EXERCISE DETAILS
Give only the number of lines in the listing below where the string "React" occurs.
--- start of AVAILABLE DATA ---
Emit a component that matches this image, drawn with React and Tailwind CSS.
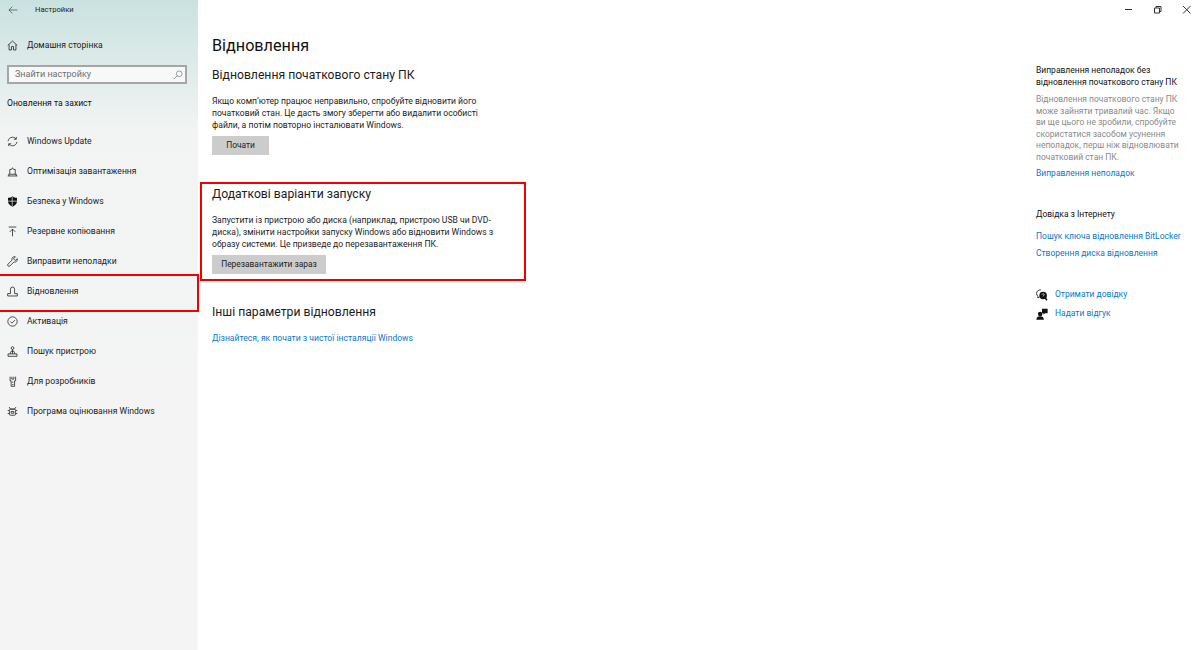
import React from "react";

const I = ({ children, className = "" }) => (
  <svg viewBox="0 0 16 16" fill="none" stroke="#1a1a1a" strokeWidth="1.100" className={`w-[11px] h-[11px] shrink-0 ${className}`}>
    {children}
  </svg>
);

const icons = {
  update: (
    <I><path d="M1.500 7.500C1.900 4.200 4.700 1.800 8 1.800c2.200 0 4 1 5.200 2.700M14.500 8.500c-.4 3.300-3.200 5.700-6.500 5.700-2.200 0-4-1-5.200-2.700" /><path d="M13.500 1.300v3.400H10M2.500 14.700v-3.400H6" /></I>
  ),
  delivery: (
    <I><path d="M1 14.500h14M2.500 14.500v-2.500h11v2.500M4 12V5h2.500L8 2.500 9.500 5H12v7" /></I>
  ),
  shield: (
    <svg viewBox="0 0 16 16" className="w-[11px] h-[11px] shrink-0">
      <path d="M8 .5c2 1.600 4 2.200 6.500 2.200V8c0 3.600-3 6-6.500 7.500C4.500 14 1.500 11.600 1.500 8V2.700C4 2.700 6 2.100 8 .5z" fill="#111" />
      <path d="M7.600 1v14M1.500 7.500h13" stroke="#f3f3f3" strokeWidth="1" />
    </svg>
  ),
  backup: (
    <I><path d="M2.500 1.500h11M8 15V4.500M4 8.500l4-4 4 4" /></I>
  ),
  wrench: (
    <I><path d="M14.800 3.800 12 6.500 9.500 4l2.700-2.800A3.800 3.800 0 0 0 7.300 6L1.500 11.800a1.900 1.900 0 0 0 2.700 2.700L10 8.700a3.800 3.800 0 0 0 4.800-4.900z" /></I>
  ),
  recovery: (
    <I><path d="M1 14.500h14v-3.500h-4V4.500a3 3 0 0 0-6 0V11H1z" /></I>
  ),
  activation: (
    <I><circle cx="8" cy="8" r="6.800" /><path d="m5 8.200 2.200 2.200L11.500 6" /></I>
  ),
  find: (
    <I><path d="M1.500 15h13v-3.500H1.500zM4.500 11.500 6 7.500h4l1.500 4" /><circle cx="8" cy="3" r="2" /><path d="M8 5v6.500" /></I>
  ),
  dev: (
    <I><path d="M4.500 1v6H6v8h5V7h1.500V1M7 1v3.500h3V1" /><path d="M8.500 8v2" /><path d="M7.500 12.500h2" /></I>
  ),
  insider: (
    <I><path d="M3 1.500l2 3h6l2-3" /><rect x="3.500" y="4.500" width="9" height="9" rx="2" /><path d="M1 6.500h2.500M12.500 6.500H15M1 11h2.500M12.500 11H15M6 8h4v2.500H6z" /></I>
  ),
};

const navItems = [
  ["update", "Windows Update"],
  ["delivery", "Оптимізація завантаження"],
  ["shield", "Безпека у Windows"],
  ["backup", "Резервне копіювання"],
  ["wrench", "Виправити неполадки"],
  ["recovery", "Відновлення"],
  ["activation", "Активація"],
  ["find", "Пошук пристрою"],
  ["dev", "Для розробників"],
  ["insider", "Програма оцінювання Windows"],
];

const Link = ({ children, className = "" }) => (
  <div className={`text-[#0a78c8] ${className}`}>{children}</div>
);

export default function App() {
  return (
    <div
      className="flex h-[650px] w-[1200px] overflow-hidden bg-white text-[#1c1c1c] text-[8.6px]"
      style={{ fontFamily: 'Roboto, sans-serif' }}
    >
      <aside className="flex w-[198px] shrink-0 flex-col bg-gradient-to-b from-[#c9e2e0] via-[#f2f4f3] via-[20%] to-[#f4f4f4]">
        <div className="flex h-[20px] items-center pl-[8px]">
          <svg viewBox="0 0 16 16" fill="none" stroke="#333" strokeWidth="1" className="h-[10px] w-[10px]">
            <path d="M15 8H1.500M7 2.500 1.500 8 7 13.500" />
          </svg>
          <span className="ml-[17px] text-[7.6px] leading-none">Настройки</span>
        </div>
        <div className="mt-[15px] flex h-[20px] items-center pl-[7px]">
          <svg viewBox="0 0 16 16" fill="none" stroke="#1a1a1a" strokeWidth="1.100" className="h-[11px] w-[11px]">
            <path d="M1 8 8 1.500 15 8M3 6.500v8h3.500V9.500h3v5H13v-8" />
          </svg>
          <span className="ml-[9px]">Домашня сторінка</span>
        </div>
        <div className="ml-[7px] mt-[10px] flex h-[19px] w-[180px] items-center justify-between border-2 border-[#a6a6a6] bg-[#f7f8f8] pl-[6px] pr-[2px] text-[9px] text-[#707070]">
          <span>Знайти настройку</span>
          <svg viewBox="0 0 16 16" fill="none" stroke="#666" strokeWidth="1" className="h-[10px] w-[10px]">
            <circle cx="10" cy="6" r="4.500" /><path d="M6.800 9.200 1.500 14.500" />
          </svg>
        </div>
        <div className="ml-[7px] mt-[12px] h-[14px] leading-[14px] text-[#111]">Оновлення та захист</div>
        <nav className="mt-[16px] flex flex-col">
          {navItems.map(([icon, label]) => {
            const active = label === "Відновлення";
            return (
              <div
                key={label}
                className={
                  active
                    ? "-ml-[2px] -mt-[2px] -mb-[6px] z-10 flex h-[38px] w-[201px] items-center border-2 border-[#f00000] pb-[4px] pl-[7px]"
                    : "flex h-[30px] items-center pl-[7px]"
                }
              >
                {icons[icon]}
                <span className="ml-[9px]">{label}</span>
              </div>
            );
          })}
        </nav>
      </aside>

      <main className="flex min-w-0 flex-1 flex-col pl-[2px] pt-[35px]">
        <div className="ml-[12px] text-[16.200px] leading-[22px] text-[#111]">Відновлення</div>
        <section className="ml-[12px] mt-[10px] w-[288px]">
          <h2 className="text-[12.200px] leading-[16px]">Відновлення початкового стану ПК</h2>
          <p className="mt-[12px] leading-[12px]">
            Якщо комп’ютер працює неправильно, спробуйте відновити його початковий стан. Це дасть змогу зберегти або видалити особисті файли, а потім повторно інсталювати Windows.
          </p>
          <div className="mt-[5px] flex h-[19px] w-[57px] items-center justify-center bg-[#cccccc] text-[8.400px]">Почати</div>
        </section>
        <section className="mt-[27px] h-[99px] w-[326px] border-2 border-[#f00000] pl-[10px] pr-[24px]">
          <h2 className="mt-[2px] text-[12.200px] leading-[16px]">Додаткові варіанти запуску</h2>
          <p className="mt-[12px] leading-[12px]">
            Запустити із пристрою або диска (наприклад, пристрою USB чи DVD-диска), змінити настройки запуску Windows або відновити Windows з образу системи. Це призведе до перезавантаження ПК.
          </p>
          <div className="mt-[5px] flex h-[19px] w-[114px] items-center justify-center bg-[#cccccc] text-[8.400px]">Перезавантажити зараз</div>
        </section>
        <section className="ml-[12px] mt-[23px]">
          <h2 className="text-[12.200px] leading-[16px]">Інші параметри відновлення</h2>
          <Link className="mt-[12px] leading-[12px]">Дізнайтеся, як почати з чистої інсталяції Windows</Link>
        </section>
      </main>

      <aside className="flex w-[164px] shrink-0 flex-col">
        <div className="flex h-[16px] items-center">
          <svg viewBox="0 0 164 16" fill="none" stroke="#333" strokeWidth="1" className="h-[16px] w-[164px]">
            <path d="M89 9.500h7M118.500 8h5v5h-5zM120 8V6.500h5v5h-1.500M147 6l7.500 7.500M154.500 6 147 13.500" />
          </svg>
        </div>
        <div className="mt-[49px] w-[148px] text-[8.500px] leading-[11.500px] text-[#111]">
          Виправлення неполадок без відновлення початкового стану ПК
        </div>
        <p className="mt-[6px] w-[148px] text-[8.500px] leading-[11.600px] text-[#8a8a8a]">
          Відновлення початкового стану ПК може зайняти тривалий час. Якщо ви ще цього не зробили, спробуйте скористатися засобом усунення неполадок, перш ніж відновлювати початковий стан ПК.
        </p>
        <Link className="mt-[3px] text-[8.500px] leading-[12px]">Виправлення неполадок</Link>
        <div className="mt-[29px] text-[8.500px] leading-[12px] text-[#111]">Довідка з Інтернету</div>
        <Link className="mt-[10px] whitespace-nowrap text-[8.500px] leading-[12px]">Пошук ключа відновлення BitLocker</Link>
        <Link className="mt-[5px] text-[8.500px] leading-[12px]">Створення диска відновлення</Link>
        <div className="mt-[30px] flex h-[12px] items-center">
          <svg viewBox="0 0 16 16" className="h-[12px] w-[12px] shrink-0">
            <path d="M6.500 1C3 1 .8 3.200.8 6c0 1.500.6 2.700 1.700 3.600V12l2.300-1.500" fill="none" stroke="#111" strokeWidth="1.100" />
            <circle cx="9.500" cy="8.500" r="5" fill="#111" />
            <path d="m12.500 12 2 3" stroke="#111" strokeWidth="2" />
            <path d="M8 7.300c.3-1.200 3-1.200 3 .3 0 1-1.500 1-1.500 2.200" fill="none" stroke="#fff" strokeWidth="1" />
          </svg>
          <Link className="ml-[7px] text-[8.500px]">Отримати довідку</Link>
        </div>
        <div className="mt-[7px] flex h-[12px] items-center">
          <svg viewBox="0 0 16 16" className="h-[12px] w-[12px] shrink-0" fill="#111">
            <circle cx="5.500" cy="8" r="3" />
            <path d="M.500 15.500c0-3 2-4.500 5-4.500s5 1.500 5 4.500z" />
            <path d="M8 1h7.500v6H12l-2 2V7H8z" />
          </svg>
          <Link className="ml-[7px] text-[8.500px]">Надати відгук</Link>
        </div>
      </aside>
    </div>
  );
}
--- end of AVAILABLE DATA ---
THE OUTPUT
2